**DATASET RECORDS**
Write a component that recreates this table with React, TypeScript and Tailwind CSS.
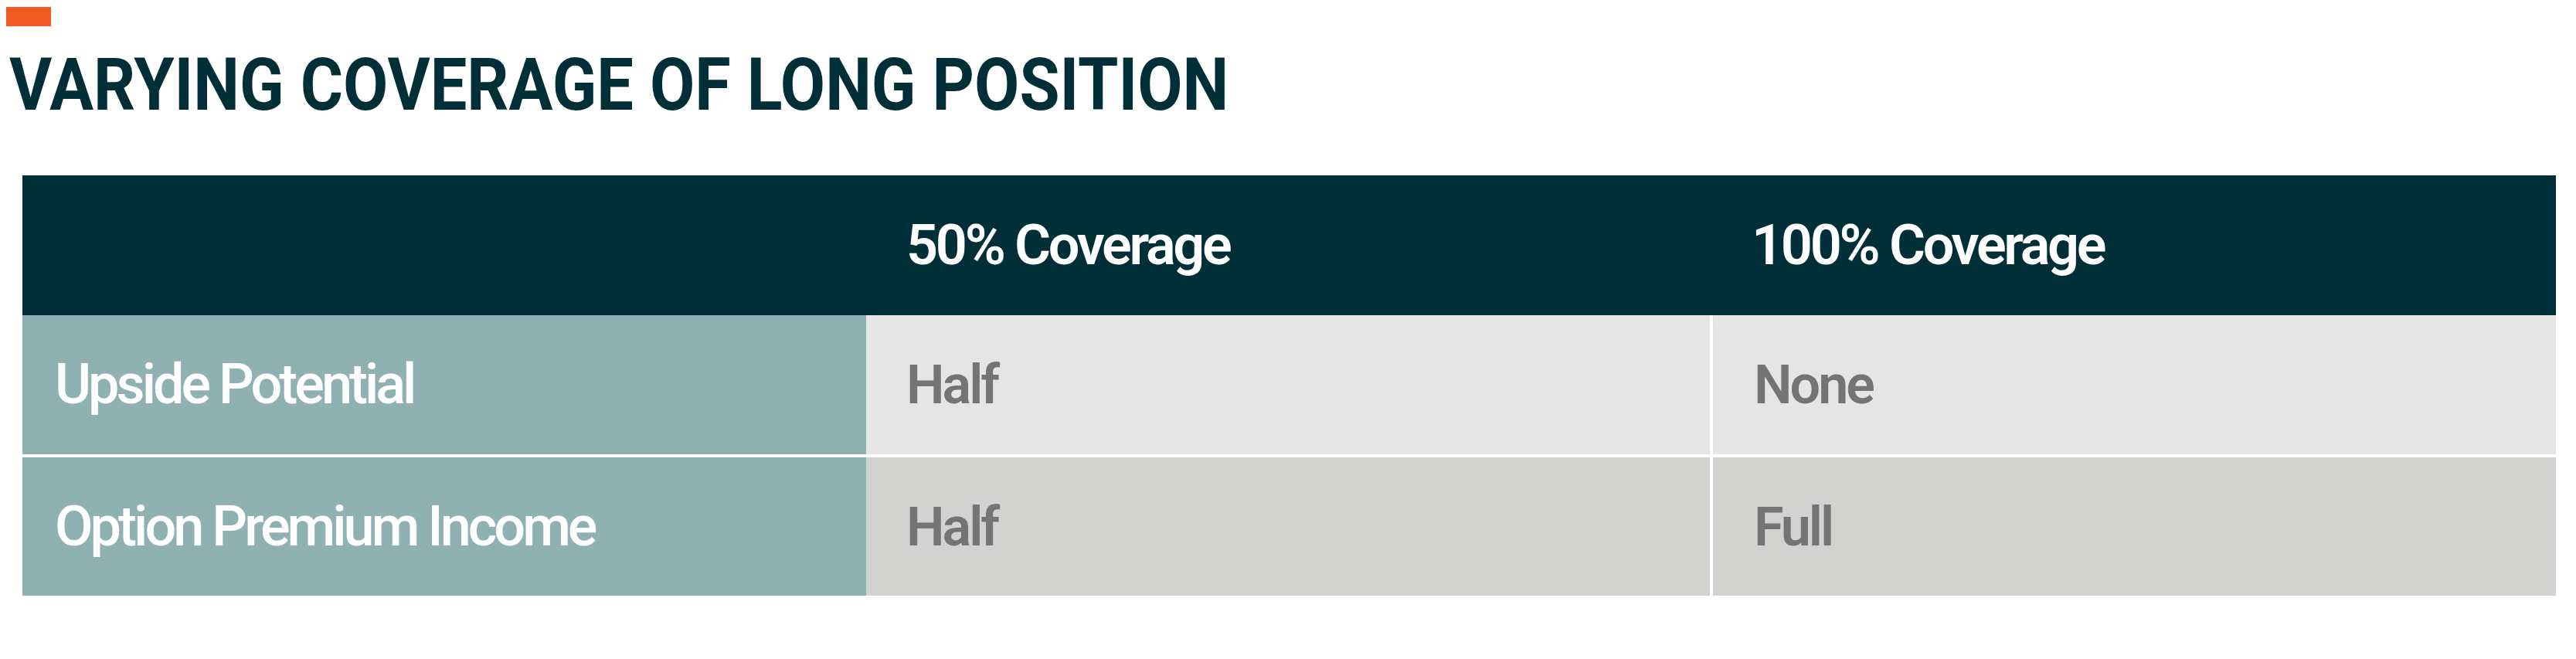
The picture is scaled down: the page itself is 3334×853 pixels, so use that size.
import React from "react";

const rows = [
  { label: "Upside Potential", a: "Half", b: "None", bg: "bg-[#e5e5e5]", h: "h-[180px]" },
  { label: "Option Premium Income", a: "Half", b: "Full", bg: "bg-[#d2d2d0]", h: "h-[179px]" },
];

export default function App() {
  return (
    <div className="w-[3334px] h-[853px] bg-white overflow-hidden font-['Roboto',sans-serif]">
      <div className="pt-[9px] pl-[8px]">
        <div className="w-[58px] h-[25px] bg-[#f15a22]" />
      </div>
      <h1 className="mt-[29px] ml-[12px] text-[94px] leading-none font-bold text-[#002f38] whitespace-nowrap origin-left scale-x-[0.9]">
        VARYING COVERAGE OF LONG POSITION
      </h1>
      <div className="mt-[70px] ml-[29px] w-[3279px] flex flex-col">
        <div className="h-[181px] bg-[#002f38] flex items-center text-white text-[72px] leading-none font-semibold tracking-[-3.3px]">
          <div className="w-[1092px]" />
          <div className="w-[1092px] pl-[52px]">50% Coverage</div>
          <div className="w-[4px]" />
          <div className="flex-1 pl-[50px]">100% Coverage</div>
        </div>
        {rows.map((r, i) => (
          <div key={r.label} className={`flex ${i > 0 ? "mt-[4px]" : ""}`}>
            <div className={`w-[1092px] ${r.h} bg-[#8fb1b1] flex items-center pl-[42px] text-white text-[72px] leading-none font-medium tracking-[-4px]`}>
              {r.label}
            </div>
            <div className={`w-[1092px] ${r.h} ${r.bg} flex items-center pl-[52px] text-[#747474] text-[70px] leading-none font-semibold tracking-[-3px]`}>
              {r.a}
            </div>
            <div className="w-[4px] bg-white" />
            <div className={`flex-1 ${r.h} ${r.bg} flex items-center pl-[53px] text-[#747474] text-[70px] leading-none font-semibold tracking-[-3px]`}>
              {r.b}
            </div>
          </div>
        ))}
      </div>
    </div>
  );
}
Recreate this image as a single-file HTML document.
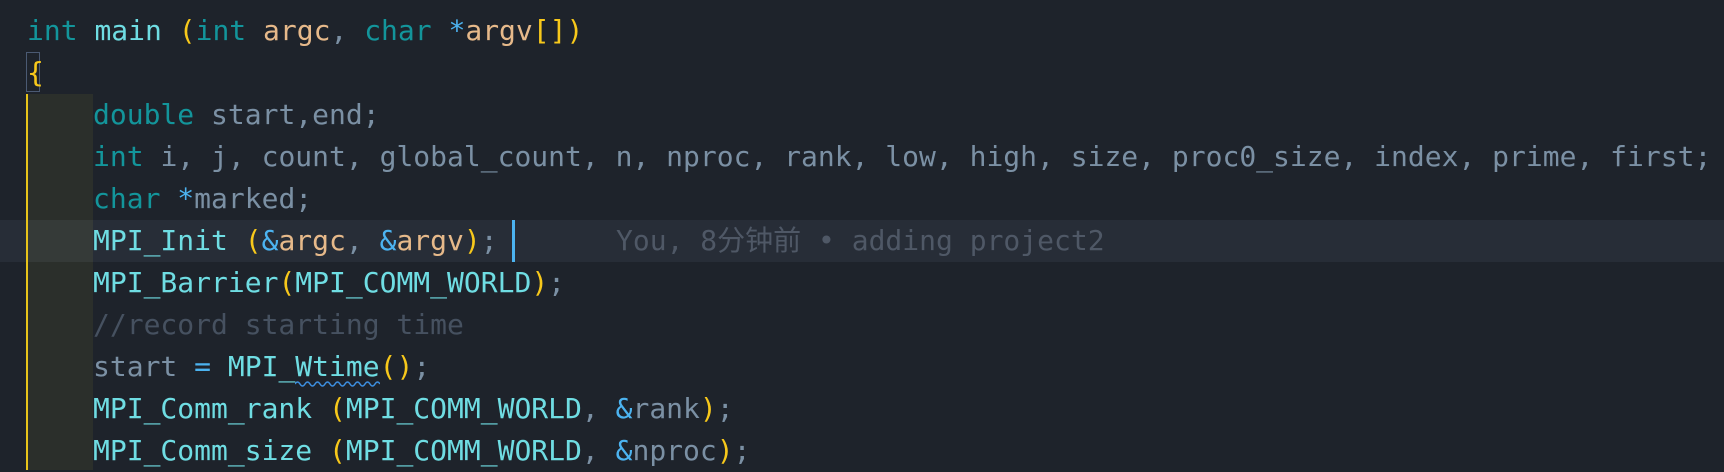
<!DOCTYPE html>
<html><head><meta charset="utf-8"><style>
html,body{margin:0;padding:0;}
body{width:1724px;height:470px;background:#1e232b;position:relative;overflow:hidden;font-family:"DejaVu Sans Mono","Liberation Mono","Noto Sans CJK SC",monospace;font-size:28px;}
.l{position:absolute;left:0;height:42px;line-height:42px;white-space:pre;}
.k{color:#13959b}.f{color:#6fdde3}.p{color:#e6b98a}.v{color:#7b90a4}.y{color:#f7c81b}.s{color:#4cb3f0}.c{color:#465160}
</style></head><body>
<div style="position:absolute;left:0;top:220px;width:1724px;height:42px;background:#272d37"></div>
<div style="position:absolute;left:27px;top:94px;width:66px;height:376px;background:#2b2f2b"></div>
<div style="position:absolute;left:27px;top:220px;width:66px;height:42px;background:#353a38"></div>
<div style="position:absolute;left:26px;top:94px;width:2px;height:376px;background:#e8c41a"></div>
<div style="position:absolute;left:26px;top:52px;width:14px;height:40px;border:1px solid #4b5a73;box-sizing:border-box"></div>
<div style="position:absolute;left:512px;top:220px;width:3px;height:42px;background:#4cb3f0"></div>
<svg style="position:absolute;left:295px;top:380px" width="85" height="8"><path d="M0 4 Q2.5 0 5 4 T10 4 T15 4 T20 4 T25 4 T30 4 T35 4 T40 4 T45 4 T50 4 T55 4 T60 4 T65 4 T70 4 T75 4 T80 4 T85 4" fill="none" stroke="#3d8fe0" stroke-width="1.5"/></svg>
<div class="l" style="top:10px;left:27px"><span class="k">int</span> <span class="f">main</span> <span class="y">(</span><span class="k">int</span> <span class="p">argc</span><span class="v">,</span> <span class="k">char</span> <span class="s">*</span><span class="p">argv</span><span class="y">[])</span></div>
<div class="l" style="top:52px;left:27px"><span class="y">{</span></div>
<div class="l" style="top:94px;left:93px"><span class="k">double</span> <span class="v">start,end;</span></div>
<div class="l" style="top:136px;left:93px"><span class="k">int</span> <span class="v">i, j, count, global_count, n, nproc, rank, low, high, size, proc0_size, index, prime, first;</span></div>
<div class="l" style="top:178px;left:93px"><span class="k">char</span> <span class="s">*</span><span class="v">marked;</span></div>
<div class="l" style="top:220px;left:93px"><span class="f">MPI_Init</span> <span class="y">(</span><span class="s">&amp;</span><span class="p">argc</span><span class="v">,</span> <span class="s">&amp;</span><span class="p">argv</span><span class="y">)</span><span class="v">;</span></div>
<div class="l" style="top:220px;left:616px;color:#4f5866">You, 8分钟前 • adding project2</div>
<div class="l" style="top:262px;left:93px"><span class="f">MPI_Barrier</span><span class="y">(</span><span class="f">MPI_COMM_WORLD</span><span class="y">)</span><span class="v">;</span></div>
<div class="l" style="top:304px;left:93px"><span class="c">//record starting time</span></div>
<div class="l" style="top:346px;left:93px"><span class="v">start</span> <span class="s">=</span> <span class="f">MPI_Wtime</span><span class="y">()</span><span class="v">;</span></div>
<div class="l" style="top:388px;left:93px"><span class="f">MPI_Comm_rank</span> <span class="y">(</span><span class="f">MPI_COMM_WORLD</span><span class="v">,</span> <span class="s">&amp;</span><span class="v">rank</span><span class="y">)</span><span class="v">;</span></div>
<div class="l" style="top:430px;left:93px"><span class="f">MPI_Comm_size</span> <span class="y">(</span><span class="f">MPI_COMM_WORLD</span><span class="v">,</span> <span class="s">&amp;</span><span class="v">nproc</span><span class="y">)</span><span class="v">;</span></div>
</body></html>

**REQUIRED WORK**
Output the lines above in full and exactly as given, omitting any pictures.

**SOLUTION**
Write a component that recreates this table with React, TypeScript and Tailwind CSS.
The picture is scaled down: the page itself is 3334×853 pixels, so use that size.
import React from "react";

const rows = [
  { label: "Upside Potential", a: "Half", b: "None", bg: "bg-[#e5e5e5]", h: "h-[180px]" },
  { label: "Option Premium Income", a: "Half", b: "Full", bg: "bg-[#d2d2d0]", h: "h-[179px]" },
];

export default function App() {
  return (
    <div className="w-[3334px] h-[853px] bg-white overflow-hidden font-['Roboto',sans-serif]">
      <div className="pt-[9px] pl-[8px]">
        <div className="w-[58px] h-[25px] bg-[#f15a22]" />
      </div>
      <h1 className="mt-[29px] ml-[12px] text-[94px] leading-none font-bold text-[#002f38] whitespace-nowrap origin-left scale-x-[0.9]">
        VARYING COVERAGE OF LONG POSITION
      </h1>
      <div className="mt-[70px] ml-[29px] w-[3279px] flex flex-col">
        <div className="h-[181px] bg-[#002f38] flex items-center text-white text-[72px] leading-none font-semibold tracking-[-3.3px]">
          <div className="w-[1092px]" />
          <div className="w-[1092px] pl-[52px]">50% Coverage</div>
          <div className="w-[4px]" />
          <div className="flex-1 pl-[50px]">100% Coverage</div>
        </div>
        {rows.map((r, i) => (
          <div key={r.label} className={`flex ${i > 0 ? "mt-[4px]" : ""}`}>
            <div className={`w-[1092px] ${r.h} bg-[#8fb1b1] flex items-center pl-[42px] text-white text-[72px] leading-none font-medium tracking-[-4px]`}>
              {r.label}
            </div>
            <div className={`w-[1092px] ${r.h} ${r.bg} flex items-center pl-[52px] text-[#747474] text-[70px] leading-none font-semibold tracking-[-3px]`}>
              {r.a}
            </div>
            <div className="w-[4px] bg-white" />
            <div className={`flex-1 ${r.h} ${r.bg} flex items-center pl-[53px] text-[#747474] text-[70px] leading-none font-semibold tracking-[-3px]`}>
              {r.b}
            </div>
          </div>
        ))}
      </div>
    </div>
  );
}
Recreate this image as a single-file HTML document.
<!DOCTYPE html>
<html><head><meta charset="utf-8"><style>
html,body{margin:0;padding:0;}
body{width:1724px;height:470px;background:#1e232b;position:relative;overflow:hidden;font-family:"DejaVu Sans Mono","Liberation Mono","Noto Sans CJK SC",monospace;font-size:28px;}
.l{position:absolute;left:0;height:42px;line-height:42px;white-space:pre;}
.k{color:#13959b}.f{color:#6fdde3}.p{color:#e6b98a}.v{color:#7b90a4}.y{color:#f7c81b}.s{color:#4cb3f0}.c{color:#465160}
</style></head><body>
<div style="position:absolute;left:0;top:220px;width:1724px;height:42px;background:#272d37"></div>
<div style="position:absolute;left:27px;top:94px;width:66px;height:376px;background:#2b2f2b"></div>
<div style="position:absolute;left:27px;top:220px;width:66px;height:42px;background:#353a38"></div>
<div style="position:absolute;left:26px;top:94px;width:2px;height:376px;background:#e8c41a"></div>
<div style="position:absolute;left:26px;top:52px;width:14px;height:40px;border:1px solid #4b5a73;box-sizing:border-box"></div>
<div style="position:absolute;left:512px;top:220px;width:3px;height:42px;background:#4cb3f0"></div>
<svg style="position:absolute;left:295px;top:380px" width="85" height="8"><path d="M0 4 Q2.5 0 5 4 T10 4 T15 4 T20 4 T25 4 T30 4 T35 4 T40 4 T45 4 T50 4 T55 4 T60 4 T65 4 T70 4 T75 4 T80 4 T85 4" fill="none" stroke="#3d8fe0" stroke-width="1.5"/></svg>
<div class="l" style="top:10px;left:27px"><span class="k">int</span> <span class="f">main</span> <span class="y">(</span><span class="k">int</span> <span class="p">argc</span><span class="v">,</span> <span class="k">char</span> <span class="s">*</span><span class="p">argv</span><span class="y">[])</span></div>
<div class="l" style="top:52px;left:27px"><span class="y">{</span></div>
<div class="l" style="top:94px;left:93px"><span class="k">double</span> <span class="v">start,end;</span></div>
<div class="l" style="top:136px;left:93px"><span class="k">int</span> <span class="v">i, j, count, global_count, n, nproc, rank, low, high, size, proc0_size, index, prime, first;</span></div>
<div class="l" style="top:178px;left:93px"><span class="k">char</span> <span class="s">*</span><span class="v">marked;</span></div>
<div class="l" style="top:220px;left:93px"><span class="f">MPI_Init</span> <span class="y">(</span><span class="s">&amp;</span><span class="p">argc</span><span class="v">,</span> <span class="s">&amp;</span><span class="p">argv</span><span class="y">)</span><span class="v">;</span></div>
<div class="l" style="top:220px;left:616px;color:#4f5866">You, 8分钟前 • adding project2</div>
<div class="l" style="top:262px;left:93px"><span class="f">MPI_Barrier</span><span class="y">(</span><span class="f">MPI_COMM_WORLD</span><span class="y">)</span><span class="v">;</span></div>
<div class="l" style="top:304px;left:93px"><span class="c">//record starting time</span></div>
<div class="l" style="top:346px;left:93px"><span class="v">start</span> <span class="s">=</span> <span class="f">MPI_Wtime</span><span class="y">()</span><span class="v">;</span></div>
<div class="l" style="top:388px;left:93px"><span class="f">MPI_Comm_rank</span> <span class="y">(</span><span class="f">MPI_COMM_WORLD</span><span class="v">,</span> <span class="s">&amp;</span><span class="v">rank</span><span class="y">)</span><span class="v">;</span></div>
<div class="l" style="top:430px;left:93px"><span class="f">MPI_Comm_size</span> <span class="y">(</span><span class="f">MPI_COMM_WORLD</span><span class="v">,</span> <span class="s">&amp;</span><span class="v">nproc</span><span class="y">)</span><span class="v">;</span></div>
</body></html>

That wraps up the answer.